§ **Written problem**
Within the material below, find each line bearing the word "styles" and present it.

-- Start Records for processing --

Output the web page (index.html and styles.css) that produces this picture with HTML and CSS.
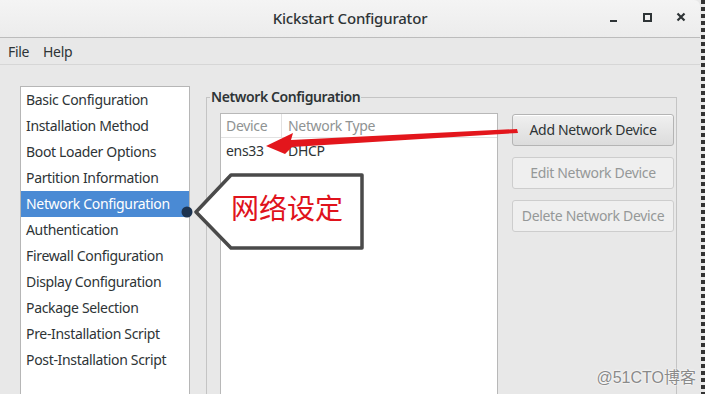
FILE: index.html
```html
<!DOCTYPE html>
<html>
<head>
<meta charset="utf-8">
<link rel="stylesheet" href="styles.css">
</head>
<body>
<div class="screen">
  <div class="window">
    <div class="titlebar">
      <div class="title">Kickstart Configurator</div>
      <div class="controls">
        <span class="ctl ctl-min"></span>
        <span class="ctl ctl-max"></span>
        <span class="ctl ctl-close">
          <svg width="10" height="10" viewBox="0 0 10 10"><path d="M1.5 1.5 L8.5 8.5 M8.5 1.5 L1.5 8.5" stroke="#2e3436" stroke-width="2.2"/></svg>
        </span>
      </div>
    </div>
    <div class="menubar">
      <span class="menu">File</span>
      <span class="menu">Help</span>
    </div>
    <div class="main">
      <div class="sidebar">
        <div class="item">Basic Configuration</div>
        <div class="item">Installation Method</div>
        <div class="item">Boot Loader Options</div>
        <div class="item">Partition Information</div>
        <div class="item selected">Network Configuration</div>
        <div class="item">Authentication</div>
        <div class="item">Firewall Configuration</div>
        <div class="item">Display Configuration</div>
        <div class="item">Package Selection</div>
        <div class="item">Pre-Installation Script</div>
        <div class="item">Post-Installation Script</div>
      </div>
      <fieldset class="frame">
        <legend class="legend">Network Configuration</legend>
        <div class="frame-body">
          <div class="tree">
            <div class="tree-head">
              <div class="col col-dev">Device</div>
              <div class="col col-type">Network Type</div>
            </div>
            <div class="tree-row">
              <div class="col col-dev">ens33</div>
              <div class="col col-type">DHCP</div>
            </div>
          </div>
          <div class="buttons">
            <div class="btn">Add Network Device</div>
            <div class="btn disabled">Edit Network Device</div>
            <div class="btn disabled">Delete Network Device</div>
          </div>
        </div>
      </fieldset>
    </div>
  </div>
  <div class="edge"></div>

  <svg class="arrow" width="705" height="394" viewBox="0 0 705 394">
    <polygon points="266,146 293,133 291,140 517,129 518,133 292,147 285,154" fill="#e3161c"/>
  </svg>
  <div class="callout">
    <svg class="callout-shape" width="180" height="90" viewBox="0 0 180 90">
      <circle cx="7" cy="40" r="5.5" fill="#1d3350"/>
      <polygon points="51,3 182,3 182,76 51,76 16,40" fill="#ffffff" stroke="#4a4a4a" stroke-width="3.5" stroke-linejoin="round"/>
    </svg>
    <span class="callout-text">网络设定</span>
  </div>
  <div class="watermark">@51CTO博客</div>
</div>
</body>
</html>
```

FILE: styles.css
```css
html, body {
  margin: 0;
  padding: 0;
}
body {
  width: 705px;
  height: 394px;
  overflow: hidden;
  font-family: "Noto Sans", "DejaVu Sans", sans-serif;
  font-size: 14px;
  letter-spacing: -0.33px;
  color: #2e3436;
  background: #e8e8e8;
}
.screen {
  position: relative;
  display: flex;
  width: 705px;
  height: 394px;
  overflow: hidden;
}
.window {
  width: 700px;
  height: 394px;
  display: flex;
  flex-direction: column;
  background: #e8e8e8;
  overflow: hidden;
}
.edge {
  width: 5px;
  height: 394px;
  background: repeating-linear-gradient(to bottom, #333 0 4px, #e8e8e8 4px 7px);
  border-left: 1px solid #e8e8e8;
  box-sizing: border-box;
}
.titlebar {
  height: 37px;
  flex: none;
  display: flex;
  align-items: center;
  justify-content: center;
  position: relative;
  background: linear-gradient(#f4f4f4, #ececec);
  border-bottom: 1px solid #bcbcbc;
  border-top-right-radius: 6px;
}
.title {
  font-size: 15px;
  font-weight: 500;
  letter-spacing: -0.2px;
  color: #2e3436;
  margin-top: -1px;
}
.controls {
  position: absolute;
  right: 14px;
  top: 12px;
  display: flex;
  gap: 24px;
  align-items: center;
}
.ctl {
  width: 10px;
  height: 10px;
  display: flex;
  align-items: center;
  justify-content: center;
}
.ctl-min::after {
  content: "";
  width: 7px;
  height: 2px;
  background: #2e3436;
  margin-top: 7px;
}
.ctl-max::after {
  content: "";
  width: 5px;
  height: 5px;
  border: 2px solid #2e3436;
}
.menubar {
  height: 26px;
  flex: none;
  display: flex;
  align-items: center;
  gap: 14px;
  padding-left: 8px;
  border-bottom: 1px solid #d6d6d6;
  background: #e8e8e8;
}
.menu {
  font-size: 14px;
}
.main {
  flex: 1;
  display: flex;
  align-items: flex-start;
  padding-left: 20px;
}
.sidebar {
  width: 168px;
  height: 330px;
  margin-top: 21px;
  background: #fff;
  border: 1px solid #b6b6b6;
  padding-top: 0;
  flex: none;
}
.item {
  height: 26px;
  line-height: 26px;
  padding-left: 5px;
  white-space: nowrap;
}
.item.selected {
  background: #4a8ad4;
  color: #fff;
}
.frame {
  margin: 22px 0 0 16px;
  padding: 0 0 0 3px;
  width: 466px;
  height: 330px;
  border: 1px solid #c4c4c4;
  box-sizing: content-box;
  min-width: 0;
}
.legend {
  padding: 0 1px;
  line-height: 20px;
  font-size: 14px;
  font-weight: 600;
  letter-spacing: -0.4px;
  color: #2e3436;
}
.frame-body {
  display: flex;
  align-items: flex-start;
  padding: 6px 0 0 10px;
  gap: 14px;
}
.tree {
  width: 276px;
  height: 300px;
  background: #fff;
  border: 1px solid #b8b8b8;
  flex: none;
}
.tree-head {
  height: 23px;
  display: flex;
  border-bottom: 1px solid #e2e2e2;
  color: #8f9393;
}
.tree-head .col {
  line-height: 23px;
}
.tree-head .col-dev {
  border-right: 1px solid #e2e2e2;
}
.col-dev {
  width: 55px;
  padding-left: 5px;
}
.col-type {
  padding-left: 6px;
}
.tree-row {
  height: 26px;
  display: flex;
  line-height: 26px;
}
.tree-row .col-dev {
  padding-right: 1px;
}
.buttons {
  display: flex;
  flex-direction: column;
  gap: 11px;
  width: 162px;
  margin-top: 1px;
}
.btn {
  height: 30px;
  line-height: 30px;
  text-align: center;
  border: 1px solid #b4b4b4;
  border-radius: 3px;
  background: linear-gradient(#f0f0f0, #dcdcdc);
  color: #2e3436;
  box-shadow: inset 0 1px 0 #fff;
}
.btn.disabled {
  background: #efefef;
  border-color: #cdcdcd;
  color: #959898;
  box-shadow: none;
}
.arrow {
  position: absolute;
  left: 0;
  top: 0;
  pointer-events: none;
}
.callout {
  position: absolute;
  left: 180px;
  top: 172px;
  width: 186px;
  height: 80px;
  letter-spacing: 0;
}
.callout-shape {
  position: absolute;
  left: 0;
  top: 0;
  overflow: visible;
}
.callout-text {
  position: absolute;
  left: 51px;
  top: 17px;
  font-family: "Noto Sans CJK SC", sans-serif;
  font-size: 28px;
  line-height: 36px;
  color: #e0131c;
}
.watermark {
  position: absolute;
  right: 9px;
  bottom: 6px;
  font-family: "Liberation Sans", "Noto Sans CJK SC", sans-serif;
  font-size: 16px;
  color: #8a8a8a;
  text-shadow: 0 0 2px #fff, 0 0 2px #fff;
  letter-spacing: 0;
}
```
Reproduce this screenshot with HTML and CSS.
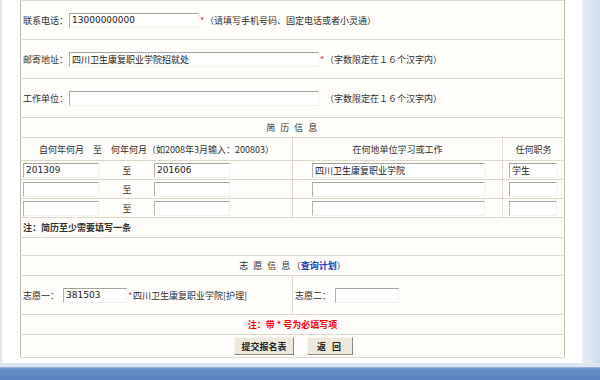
FILE: index.html
```html
<!DOCTYPE html>
<html lang="zh-CN">
<head>
    <meta charset="UTF-8">
    <title>网上报名</title>
    <link rel="stylesheet" href="styles.css">
</head>
<body>

<div class="page">
    <div class="main">
        <table class="form">
            <colgroup>
                <col class="col-a">
                <col class="col-b">
                <col class="col-c">
            </colgroup>

            <!-- 联系方式 -->
            <tr class="tall">
                <td colspan="3">
                    <div class="line">
                        <span class="lbl">联系电话：</span>
                        <input class="txt w-phone" type="text" value="13000000000">
                        <span class="star">*</span><span>（请填写手机号码、固定电话或者小灵通）</span>
                    </div>
                </td>
            </tr>
            <tr class="tall">
                <td colspan="3">
                    <div class="line">
                        <span class="lbl">邮寄地址：</span>
                        <input class="txt w-long" type="text" value="四川卫生康复职业学院招就处">
                        <span class="star">*</span><span>（字数限定在１６个汉字内）</span>
                    </div>
                </td>
            </tr>
            <tr class="tall">
                <td colspan="3">
                    <div class="line">
                        <span class="lbl">工作单位：</span>
                        <input class="txt w-long" type="text" value="">
                        <span class="nostar"></span><span>（字数限定在１６个汉字内）</span>
                    </div>
                </td>
            </tr>

            <!-- 简历信息 -->
            <tr class="title">
                <td colspan="3" class="spaced">简 历 信 息</td>
            </tr>
            <tr class="head">
                <td class="c">自何年何月　至　何年何月（如2008年3月输入：200803）</td>
                <td class="c">在何地单位学习或工作</td>
                <td class="c">任何职务</td>
            </tr>
            <tr class="resume">
                <td>
                    <div class="span">
                        <input class="txt w-date" type="text" value="201309">
                        <span class="to">至</span>
                        <input class="txt w-date" type="text" value="201606">
                    </div>
                </td>
                <td><input class="txt w-place" type="text" value="四川卫生康复职业学院"></td>
                <td><input class="txt w-job" type="text" value="学生"></td>
            </tr>
            <tr class="resume">
                <td>
                    <div class="span">
                        <input class="txt w-date" type="text">
                        <span class="to">至</span>
                        <input class="txt w-date" type="text">
                    </div>
                </td>
                <td><input class="txt w-place" type="text"></td>
                <td><input class="txt w-job" type="text"></td>
            </tr>
            <tr class="resume">
                <td>
                    <div class="span">
                        <input class="txt w-date" type="text">
                        <span class="to">至</span>
                        <input class="txt w-date" type="text">
                    </div>
                </td>
                <td><input class="txt w-place" type="text"></td>
                <td><input class="txt w-job" type="text"></td>
            </tr>
            <tr class="title">
                <td colspan="3" class="note">注：简历至少需要填写一条</td>
            </tr>
            <tr class="blank">
                <td colspan="3"></td>
            </tr>

            <!-- 志愿信息 -->
            <tr class="title">
                <td colspan="3"><span class="spaced">志 愿 信 息</span>（<a href="#">查询计划</a>）</td>
            </tr>
            <tr class="tall">
                <td>
                    <div class="line">
                        <span class="lbl-v">志愿一：</span>
                        <input class="txt w-code" type="text" value="381503">
                        <span class="star">*</span><span>四川卫生康复职业学院[护理]</span>
                    </div>
                </td>
                <td colspan="2">
                    <div class="line">
                        <span class="lbl-v">志愿二：</span>
                        <input class="txt w-code" type="text">
                    </div>
                </td>
            </tr>
            <tr class="title">
                <td colspan="3" class="warn">注：带 * 号为必填写项</td>
            </tr>
            <tr class="btns">
                <td colspan="3">
                    <div class="actions">
                        <button class="btn btn-submit" type="button">提交报名表</button>
                        <button class="btn btn-back" type="button">返 回</button>
                    </div>
                </td>
            </tr>
        </table>
    </div>
    <div class="side"></div>
</div>
<div class="foot-edge"></div>
<div class="foot"></div>

</body>
</html>
```

FILE: styles.css
```css
body { margin: 0; background-color: #dde8f3; font-family: "Noto Sans CJK SC", "DejaVu Sans", sans-serif; font-size: 9px; color: #2e2e2e; }
.page { display: flex; height: 363px; }
.main { width: 580px; margin-left: 2px; background-color: #fff; padding: 0 0 0 18px; box-sizing: border-box; }
.side { flex: 1; background: linear-gradient(to right, #e6eef6, #cfdff0); }
.foot-edge { height: 4px; background-color: #dce6f1; }
.foot { height: 13px; background: linear-gradient(to bottom, #9fb8dc 0, #6a8fc6 2px, #5a82bd 100%); }

.form { width: 544px; border-collapse: collapse; border: 1px solid #bdb9ab; border-top: 1px solid #dcd8ca; table-layout: fixed; }
.form td { border-bottom: 1px solid #dcd8ca; padding: 0 2px; background-color: #fffefb; vertical-align: middle; white-space: nowrap; }
.col-a { width: 272px; }
.col-b { width: 210px; }
.col-c { width: 62px; }

.tall td { height: 38px; }
.title td { height: 19px; }
.head td { height: 22px; }
.resume td { height: 18px; }
.blank td { height: 17px; }
.btns td { height: 22px; }
.head td + td, .resume td + td, .tall td + td { border-left: 1px solid #dcd8ca; }
.title td { text-align: center; }
.c { text-align: center; }
.spaced { letter-spacing: 1.5px; }

.line { display: flex; align-items: center; }
.lbl { width: 46px; }
.lbl-v { width: 40px; }
.star { color: #d8345a; width: 6px; text-align: center; font-size: 9px; }
.nostar { width: 6px; }

.txt { box-sizing: border-box; height: 15px; padding: 0 2px; font-family: "DejaVu Sans", "Noto Sans CJK SC", sans-serif; font-size: 9px; color: #222; background-color: #fff; border: 1px solid #f2f1ec; border-top-color: #a4a29c; border-left-color: #b4b2ac; outline: none; }
.w-phone { width: 130px; }
.w-long { width: 250px; }
.w-date { width: 76px; }
.w-place { width: 173px; margin-left: 17px; }
.w-job { width: 48px; margin-left: 4px; }
.w-code { width: 64px; }

.span { display: flex; align-items: center; }
.to { width: 54px; text-align: center; margin-left: 1px; }

.note { text-align: left !important; font-weight: bold; }
.warn { color: #f00; font-weight: bold; }
a { color: #1a3fc0; text-decoration: none; font-weight: bold; }

.actions { display: flex; justify-content: center; gap: 13px; padding-left: 2px; }
.btn { box-sizing: border-box; height: 18px; padding: 0; font-family: "Noto Sans CJK SC", sans-serif; font-size: 9px; font-weight: bold; color: #222; background-color: #ece9dc; border: 1px solid #8a877c; border-top-color: #f6f4ec; border-left-color: #f6f4ec; }
.btn-submit { width: 60px; }
.btn-back { width: 46px; letter-spacing: 2px; }
```
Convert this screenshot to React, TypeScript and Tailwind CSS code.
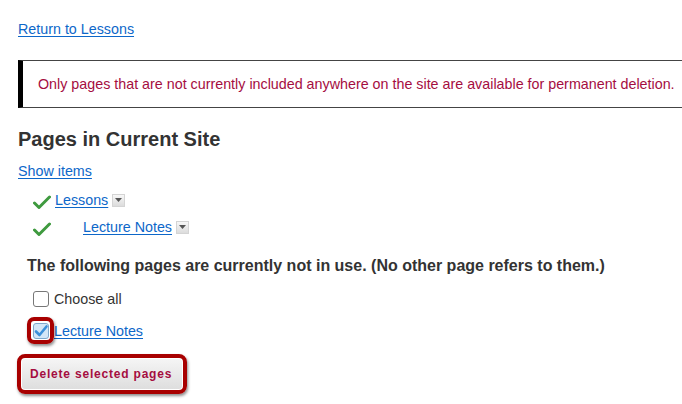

-- End Records for processing --

§ **Answer to the exercise**
Output the web page (index.html and styles.css) that produces this picture with HTML and CSS.
<link rel="stylesheet" href="styles.css">
FILE: styles.css
    <link rel="stylesheet" href="styles.css">
FILE: styles.css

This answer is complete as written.